Главные события я собирался изложить во всех подробностях, а прочие изобразить
двумя-тремя мазками. Цикл должен был представлять собой единое целое и в то же
время производить впечатление незаконченности, чтобы и другие - не только
писатели, но и художники, музыканты, драматурги - могли поучаствовать в его
создании. Смешно, не правда ли? Наивно и смешно.
Разумеется, столь великая цель
возникла не сразу. Ей предшествовали сюжеты, приходившие ко мне с детства; чем
больше их становилось, тем явственнее проступали связи. Несмотря на то, что
меня постоянно отвлекали (сначала домашние заботы, потом учеба и работа), я
продолжал их записывать, чувствуя при этом, что лишь "фиксирую"
существующее в действительности, а вовсе не "изобретаю".
Не люблю Аллегорию, тем более
возникшую не случайно, созданную совершенно сознательно, - однако всякая
попытка объяснить содержание мифа или волшебной сказки требует аллегорического
языка. И, естественно, чем больше в произведении "жизни", тем легче
оно поддается аллегорическому истолкованию; тогда как чем лучше явная
аллегория, тем ближе она к "обыкновенным" произведениям. Так или
иначе, перед нами всегда три проблемы - Грехопадение, Смерть и Машина. Падение
неизбежно, хотя происходить может по-разному. Смерть оказывает несомненное
влияние на искусство и на творческую (наверное, следует сказать субтворческую)

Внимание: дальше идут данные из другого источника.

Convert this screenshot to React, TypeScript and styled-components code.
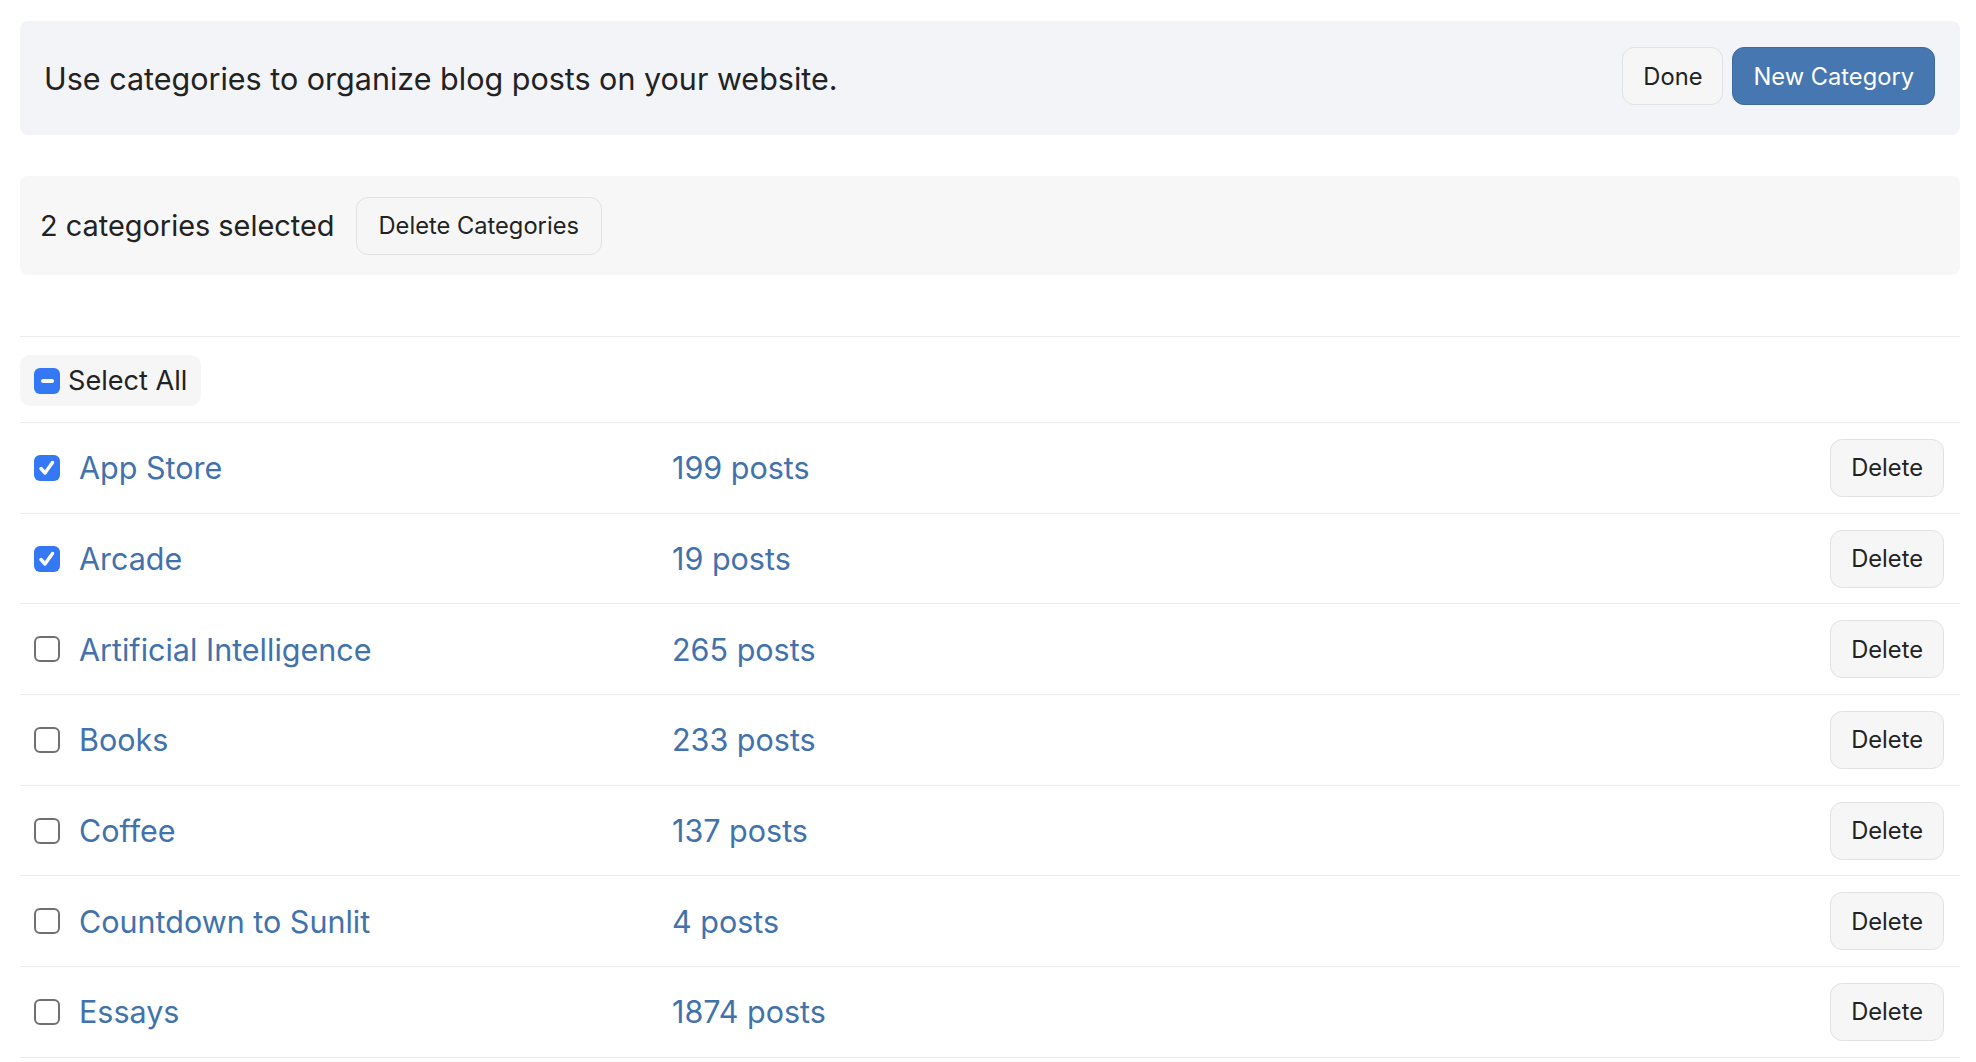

способность, которая, похоже, никак не связана с физиологией. Эта способность
проистекает из страстной любви к реальному, "первичному" миру и
позволяет создавать новые варианты "грехопадения". Может случиться
так, что творческая способность станет одержимостью, болезненной привязанностью
к тому, что создано "собственными руками"; что создатель вторичного
мира пожелает стать верховным божеством своего творения. Он восстанет против
Творца и установленных тем законов - в первую очередь, против Смерти. Отсюда
рукой подать до жажды Власти, до стремления как можно быстрее осуществить свои
желания, а следовательно - и до Машины (Магии). Под последней я разумею
применение внешних средств вместо того, чтобы обратиться к внутренним силам, а
также использование этих внутренних сил в недобрых целях. Проутюжить мир,
словно бульдозером, подчинить себе волю других... Проблема Машины выросла из
проблемы Магии.
В своих легендах я нечасто прибегаю
к "магии": эльфийская королева Галадриэль укоряет хоббитов за то, что
они обозначают этим словом и происки Врага, и действия эльфов. Жаль, что в
человеческом языке нет слова, которое позволило бы подчеркнуть разницу между
той и другой магией. Впрочем, мои эльфы всячески стараются показать, что их
магия - другая. Это Искусство, лишенное множества ограничений, какими его
наделили люди; искусство свободное, смелое, совершенное (ибо предмет и образ
существуют в нем как единое целое). И цель такого искусства - не Власть, а
Вторичный мир - создается не для того, чтобы покорить и перекроить Первичный.
Эльфы бессмертны - по крайней мере, если и погибнут, то вместе с мирозданием,
поэтому сильнее озабочены тяготами бессмертия, чем бременем смертности. Враг
же, который возрождается всякий раз в новом обличье, помышляет, естественно,
лишь о Власти, а посему является властелином магии и машин".